George R.R. Martin flew to New York to 'beg' an HBO executive to make 'Game of Thrones' 10 seasons long, according to his agent
A new book, "Tinderbox" by the journalist James Andrew Miller, dives into HBO's history.
Miller interviewed the "Game of Thrones" author George R.R. Martin and Martin's agent, Paul Haas.
Haas said Martin flew to New York to meet with an HBO exec and "beg him" make the show 10 seasons.
HBO's hit series "Game of Thrones" came to an end in 2019 with two shortened seasons, which brought the total to eight seasons and 73 episodes. But the story's original creator, the author George R.R. Martin, pushed for up to 10 seasons and 100 total episodes, according to a new book.
New accounts of Martin's wishes can be found in a book titled "Tinderbox: HBO's Ruthless Pursuit of New Frontiers" by the journalist James Andrew Miller.
Miller, who conducted 757 interviews for the book, spoke with Martin, Martin's agent, Paul Haas, and Richard Plepler, HBO's former CEO.
"George would fly to New York to have lunch with Plepler, to beg him to do ten seasons of ten episodes because there was enough material for it and to tell him it would be a more satisfying and more entertaining experience," Haas told Miller.
Both Martin and HBO executives would have been happy with more seasons, but the showrunners had a different plan in mind
Martin said in the past he believed "Game of Thrones" could have continued for several more years. In 2018, Martin told Variety he didn't know why the show was ending with season eight because there was enough material to go up to 13 seasons. But Haas' quotes in "Tinderbox" are the first descriptions of Martin making requests to HBO for more seasons.
"Dan and Dave were tired, rightfully so," Haas said in Miller's book. "They were done, and wanted to move on, so they cut it short and then negotiations became, how many seasons can we stretch this out? Because of course HBO wanted more."
Haas added: "George loves Dan and Dave, but after season five, he did start to worry about the path they were going because George knows where the story goes. He started saying, 'You're not following my template.'"
The book series upon which "Game of Thrones" is based, "A Song of Ice and Fire," is still incomplete. Martin has published only the first five out of seven planned novels. He's been working on the sixth book, "The Winds of Winter," for nearly a decade.

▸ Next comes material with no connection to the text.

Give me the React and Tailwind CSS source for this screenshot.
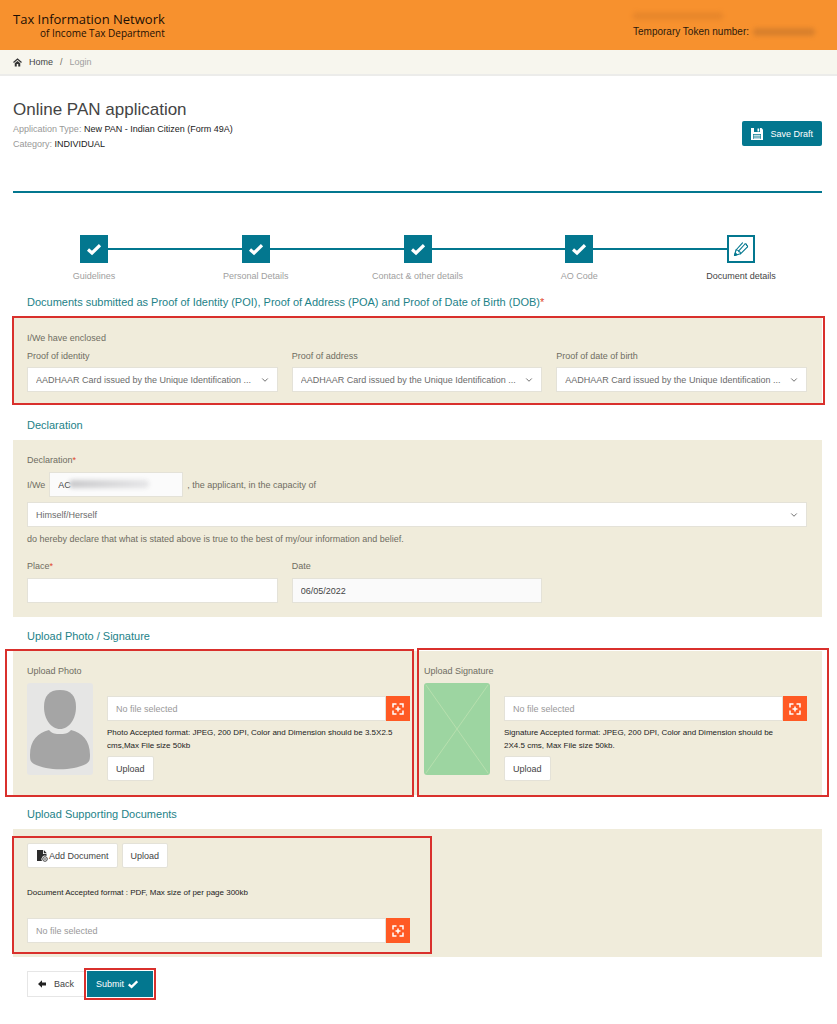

The HBO series began diverging from Martin's storyline around the end of season four. The show's ending likely didn't "spoil" Martin's own planned ending — you can read more about how we know that here.

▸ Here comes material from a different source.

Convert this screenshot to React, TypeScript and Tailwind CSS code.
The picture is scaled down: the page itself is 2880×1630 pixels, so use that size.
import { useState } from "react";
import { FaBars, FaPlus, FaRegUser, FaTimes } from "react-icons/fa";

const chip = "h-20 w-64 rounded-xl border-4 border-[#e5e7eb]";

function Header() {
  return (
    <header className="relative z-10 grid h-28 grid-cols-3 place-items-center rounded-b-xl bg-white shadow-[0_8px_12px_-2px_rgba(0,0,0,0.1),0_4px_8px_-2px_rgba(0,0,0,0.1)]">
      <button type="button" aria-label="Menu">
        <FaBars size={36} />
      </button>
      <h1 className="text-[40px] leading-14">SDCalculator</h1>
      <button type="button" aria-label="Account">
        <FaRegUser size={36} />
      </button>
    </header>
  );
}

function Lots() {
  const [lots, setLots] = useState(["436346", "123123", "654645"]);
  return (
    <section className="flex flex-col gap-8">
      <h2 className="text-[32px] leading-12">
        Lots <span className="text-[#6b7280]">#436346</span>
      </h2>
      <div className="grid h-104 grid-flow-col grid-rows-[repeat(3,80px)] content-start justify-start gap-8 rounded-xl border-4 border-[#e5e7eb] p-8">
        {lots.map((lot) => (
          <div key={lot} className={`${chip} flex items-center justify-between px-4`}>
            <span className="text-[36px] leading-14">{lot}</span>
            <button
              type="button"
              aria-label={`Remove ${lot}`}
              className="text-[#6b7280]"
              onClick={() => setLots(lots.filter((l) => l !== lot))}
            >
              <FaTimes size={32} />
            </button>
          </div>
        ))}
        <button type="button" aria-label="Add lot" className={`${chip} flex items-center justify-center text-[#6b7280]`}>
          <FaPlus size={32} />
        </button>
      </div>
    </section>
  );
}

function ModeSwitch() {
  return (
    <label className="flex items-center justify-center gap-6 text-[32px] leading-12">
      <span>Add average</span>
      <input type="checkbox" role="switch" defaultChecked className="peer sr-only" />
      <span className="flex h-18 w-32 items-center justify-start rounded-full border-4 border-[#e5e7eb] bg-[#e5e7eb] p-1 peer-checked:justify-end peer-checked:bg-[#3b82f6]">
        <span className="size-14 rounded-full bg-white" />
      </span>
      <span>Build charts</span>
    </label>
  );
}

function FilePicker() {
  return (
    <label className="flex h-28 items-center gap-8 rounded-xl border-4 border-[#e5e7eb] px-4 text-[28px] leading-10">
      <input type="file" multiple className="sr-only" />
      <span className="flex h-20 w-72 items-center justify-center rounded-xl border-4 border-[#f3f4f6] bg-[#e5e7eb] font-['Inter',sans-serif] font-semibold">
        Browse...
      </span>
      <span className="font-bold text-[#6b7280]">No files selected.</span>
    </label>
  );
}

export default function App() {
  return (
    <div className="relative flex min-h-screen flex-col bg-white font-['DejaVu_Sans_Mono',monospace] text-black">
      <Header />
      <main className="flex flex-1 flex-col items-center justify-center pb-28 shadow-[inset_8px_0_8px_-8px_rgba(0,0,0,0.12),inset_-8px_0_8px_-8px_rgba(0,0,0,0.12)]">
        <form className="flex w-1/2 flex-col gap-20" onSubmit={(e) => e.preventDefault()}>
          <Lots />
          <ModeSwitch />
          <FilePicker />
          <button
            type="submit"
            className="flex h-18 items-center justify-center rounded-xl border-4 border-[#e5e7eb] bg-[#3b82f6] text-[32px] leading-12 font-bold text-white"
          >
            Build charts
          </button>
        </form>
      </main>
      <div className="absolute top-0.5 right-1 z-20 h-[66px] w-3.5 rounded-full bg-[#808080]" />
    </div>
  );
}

Miller also spoke with Casey Bloys, the chief content officer at HBO, who says the teams knew there would 'inevitably be some pushback'
In Miller's book, Bloys said HBO "felt the final season delivered on its promise to fans, but more importantly it executed the vision for the finale that Dan and Dave had planned so carefully."
Bloys added that he understood the criticism some of the fandom had about Daenerys Targaryen's "turn to war criminal" happening in the final episodes.
"If there had been another episode or two, of course, that would have been helpful," Bloys said. "I would have taken two more seasons! But I do believe if you look at the totality of her arc over the series, as opposed to the final episodes, her turn was more than earned, and was planned."
As for Martin himself, he told Miller that "Game of Thrones" changed his life mostly for good "but in some ways for bad."
"I wish it had run for ten years," Martin said in "Tinderbox." "I think that would've given us a little more time in the later seasons to end it. But that might be just because I'm still trying to end it in these books here.
"I'm working on 'The Winds of Winter' even now as I have been for the best part of a decade. And hopefully I'm going to get to that end soon and then people can argue about which ending they like better."
Martin has been providing book fans with regular updates on "The Winds of Winter," but there is still no estimated publish date for it.